The next stage might be validating usability. Can we put something together that they'll actually be able to use? Then at maybe the higher stage where you have a more high fidelity HTML mockup or something, we'll validate the interactions that we have as they go. There are really a couple different things we can learn as we go, and we need to adjust the tools that we use accordingly.

"Lean Customer Development" is really good for figuring out how you can structure some of these MVPs. I put some other types up here because I think these are interesting if you start to see them out in the wild. I actually got MVP the other day by Warby Parker. They have a new app on their website. It says, "Enter your phone number and it will text you a link," but they did not actually text me a link. I'm guessing that's an audience-building MVP that they have out there to see if there's enough demand for that new app.

That's the first area we focused on. We were trying to maximize the learning, so we accelerated the discovery cycles. Then, to do that, we had to use MVPs to actually get them done.

Idea Flow

Now that we're having these learnings, we want to make sure that we're not only having them faster, but we're having higher quality ones as well. This is a representation of the team again. We wanted to make sure that the ideas were bubbling up from within each of the team members and that they're getting the most out of all the learnings that are going on. The key thing for us to do this, and I don't think this is very new, is making sure that we have a comfortable level of psychological safety. Project Aristotle is a study that said there's a couple key factors in what determines how well a team is going to perform. At the highest level, it's psychological safety. This is going to be the best predictor of how your team is going to do.

From within our team, we were able to focus on making sure team members felt safe to take risks. They could be more vulnerable in front of each other. We could have healthy, productive conflicts and still resolve them and still work together on the same things. This is something that was going to give us a higher quality level of idea as we were having these learnings.

However, this is really good for focusing on our individual product team. What we found is that we are also trying to validate these ideas with users, who could be people who are well outside of our company, if we're building something that an admin is not going to use, or maybe an internal team, customer support or success or product operations, something like that. Psychological safety really took care of making sure the ideas were flowing within our team. Between those teams we didn't have a good way to actually do that. We needed to make sure we were tying the dots together a little bit better than we were doing at the time. This says that even teams outside of your walls are things that you're going to make sure you need to have communication pass for.

Collective Intelligence

What we did next was focus on our collective intelligence as a useful framework for figuring out if we're going to have better idea flow, and if we're going to have more high-quality ideas. Collective intelligence is basically defined as your ability to perform a wide range of tasks as a team, and how well you do on that. It's very highly correlated with performance on complex tasks. "Team of Teams" is useful reference if you're interested in building out your team's collective intelligence, especially across an organization, super helpful as you scale.

Collective intelligence is the bar in the red. This says that it's going to predict how we do on complex tasks up to five times better than either the maximum individual intelligence of a team member or the average team member intelligence as well.

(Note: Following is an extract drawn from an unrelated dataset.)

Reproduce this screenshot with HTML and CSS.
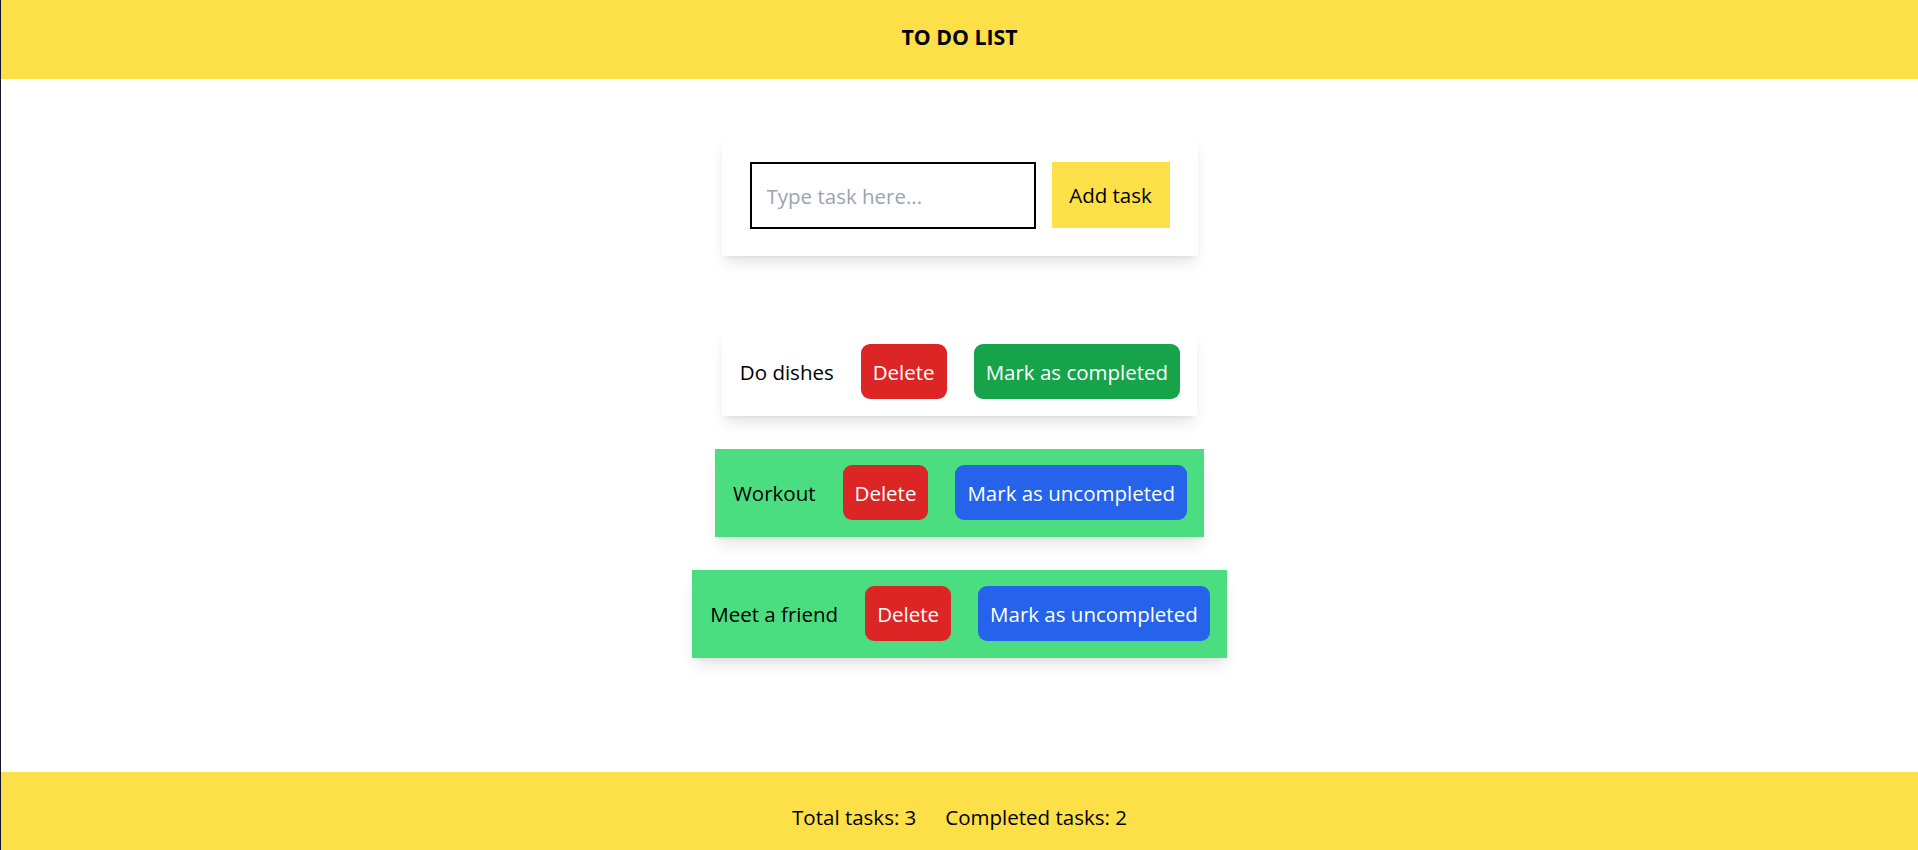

When we're thinking about this, it's much more important to have a team that feels safe and comfortable than it is to have A players on our team. That's how we're going to generate better ideas, if they're more comfortable in taking those risks and having interpersonal conflicts when they know they're not going to be judged personally for those.

There are three things that we did here to help raise our collective intelligence as a team. The first was removing friction in the feedback process. We did this both with external customers and internally. The next was having informal internal teams who are really focused on collaboration and not status updates, as well as having more frequent broadcasting of updates to whoever was interested in getting that sort of information.

The first one looks like this. If we're actually broadcasting our updates, we wanted to focus on pushing status updates out, whether it's to our customers in the form of release notes or more relevant communications, emails, marketing, anything that, as well as to internal teams as well. Whatever you use at your company is probably fine, but if it's status reports, if it's something called snippets, whatever you want to do to get your information out there.

The other thing that we started doing is really having closer relationships with our specific customers. As we're thinking about this learning process, it's very helpful for us to be able to show someone a paper prototype, and then a mocked-up wireframe, and then something that might be slightly more interactive to gauge their reaction at each different level. We wanted to make sure we had very close relationships with these people. We would run a lot of programs to get them to sign on for maybe three or four weeks at a time. Where we have a weekly meeting, we can show them something a little different every time and see how they're reacting to it.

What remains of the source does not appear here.